DiffPortrait360: Consistent Portrait Diffusion for 360 View Synthesis
Yuming Gu, Phong Tran, Yujian Zheng, Hongyi Xu, Heyuan Li, Adilbek Karmanov, Hao Li
TL;DR
DiffPortrait360 addresses 360$^\circ$ view-consistent head synthesis from a single portrait and enables 3D-aware NeRF rendering for diverse subjects. It extends DiffPortrait3D with a back-view generator, a dual-appearance module, a back-view reference, and a view-consistency training regime based on continuous view sequences, all built on a frozen latent diffusion backbone. The approach achieves robust, locally continuous 360-degree consistency across human, stylized, and anthropomorphic heads, outperforming state-of-the-art methods on stylized and real portraits. This capability supports immersive telepresence and scalable personalized content creation by producing high-quality 3D-aware assets from single images.
Abstract
Generating high-quality 360-degree views of human heads from single-view images is essential for enabling accessible immersive telepresence applications and scalable personalized content creation.

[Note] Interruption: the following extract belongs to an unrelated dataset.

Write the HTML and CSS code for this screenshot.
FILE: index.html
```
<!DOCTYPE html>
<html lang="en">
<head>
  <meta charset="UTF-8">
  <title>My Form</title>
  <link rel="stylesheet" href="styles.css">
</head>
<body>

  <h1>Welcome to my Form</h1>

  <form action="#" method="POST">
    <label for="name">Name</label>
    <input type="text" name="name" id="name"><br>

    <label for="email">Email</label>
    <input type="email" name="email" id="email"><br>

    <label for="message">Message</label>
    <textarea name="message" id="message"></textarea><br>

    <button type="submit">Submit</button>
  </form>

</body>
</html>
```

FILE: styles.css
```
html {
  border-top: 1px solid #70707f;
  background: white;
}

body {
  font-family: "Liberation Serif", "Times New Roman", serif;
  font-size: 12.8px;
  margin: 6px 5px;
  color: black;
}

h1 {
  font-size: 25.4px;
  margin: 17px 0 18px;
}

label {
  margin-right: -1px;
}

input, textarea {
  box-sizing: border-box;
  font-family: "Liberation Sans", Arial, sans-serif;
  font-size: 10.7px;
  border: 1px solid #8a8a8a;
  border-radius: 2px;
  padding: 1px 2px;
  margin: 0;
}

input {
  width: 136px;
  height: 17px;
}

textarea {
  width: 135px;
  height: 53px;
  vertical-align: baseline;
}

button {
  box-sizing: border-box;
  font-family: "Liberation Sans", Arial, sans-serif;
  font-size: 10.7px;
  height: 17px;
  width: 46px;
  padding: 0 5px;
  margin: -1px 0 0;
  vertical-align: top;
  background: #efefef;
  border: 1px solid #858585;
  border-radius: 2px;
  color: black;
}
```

While cutting-edge methods for full head generation are limited to modeling realistic human heads, the latest diffusion-based approaches for style-omniscient head synthesis can produce only frontal views and struggle with view consistency, preventing their conversion into true 3D models for rendering from arbitrary angles. We introduce a novel approach that generates fully consistent 360-degree head views, accommodating human, stylized, and anthropomorphic forms, including accessories like glasses and hats. Our method builds on the DiffPortrait3D framework, incorporating a custom ControlNet for back-of-head detail generation and a dual appearance module to ensure global front-back consistency. By training on continuous view sequences and integrating a back reference image, our approach achieves robust, locally continuous view synthesis. Our model can be used to produce high-quality neural radiance fields (NeRFs) for real-time, free-viewpoint rendering, outperforming state-of-the-art methods in object synthesis and 360-degree head generation for very challenging input portraits.